TASK BRIEF
Return the material word for word. Do not include the pictures.
⁂
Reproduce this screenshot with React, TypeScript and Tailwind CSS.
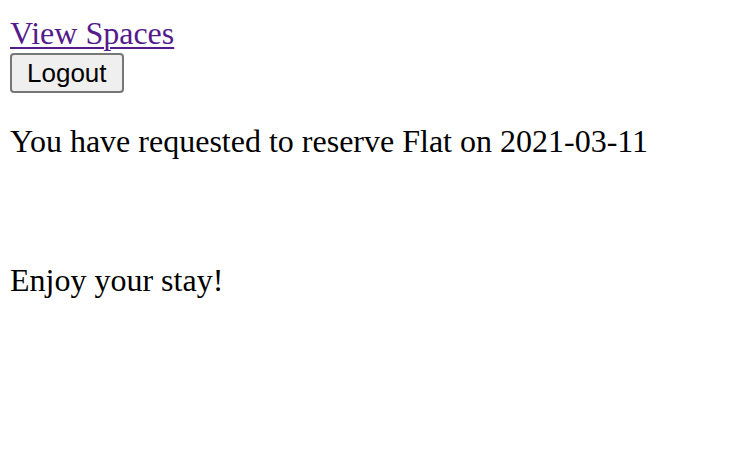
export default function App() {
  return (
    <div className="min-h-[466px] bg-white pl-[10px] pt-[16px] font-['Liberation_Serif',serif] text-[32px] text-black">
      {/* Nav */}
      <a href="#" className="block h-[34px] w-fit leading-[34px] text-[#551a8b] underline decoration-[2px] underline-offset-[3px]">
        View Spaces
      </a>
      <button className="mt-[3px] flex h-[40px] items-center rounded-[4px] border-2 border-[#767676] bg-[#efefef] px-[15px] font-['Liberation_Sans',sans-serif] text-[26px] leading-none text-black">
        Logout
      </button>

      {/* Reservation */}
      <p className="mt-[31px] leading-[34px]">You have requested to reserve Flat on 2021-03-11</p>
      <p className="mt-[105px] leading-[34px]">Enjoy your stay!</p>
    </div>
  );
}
⁂
SOLUTION FOR THIS EXERCISE
Reproduce this screenshot with React, TypeScript and Tailwind CSS.
export default function App() {
  return (
    <div className="min-h-[466px] bg-white pl-[10px] pt-[16px] font-['Liberation_Serif',serif] text-[32px] text-black">
      {/* Nav */}
      <a href="#" className="block h-[34px] w-fit leading-[34px] text-[#551a8b] underline decoration-[2px] underline-offset-[3px]">
        View Spaces
      </a>
      <button className="mt-[3px] flex h-[40px] items-center rounded-[4px] border-2 border-[#767676] bg-[#efefef] px-[15px] font-['Liberation_Sans',sans-serif] text-[26px] leading-none text-black">
        Logout
      </button>

      {/* Reservation */}
      <p className="mt-[31px] leading-[34px]">You have requested to reserve Flat on 2021-03-11</p>
      <p className="mt-[105px] leading-[34px]">Enjoy your stay!</p>
    </div>
  );
}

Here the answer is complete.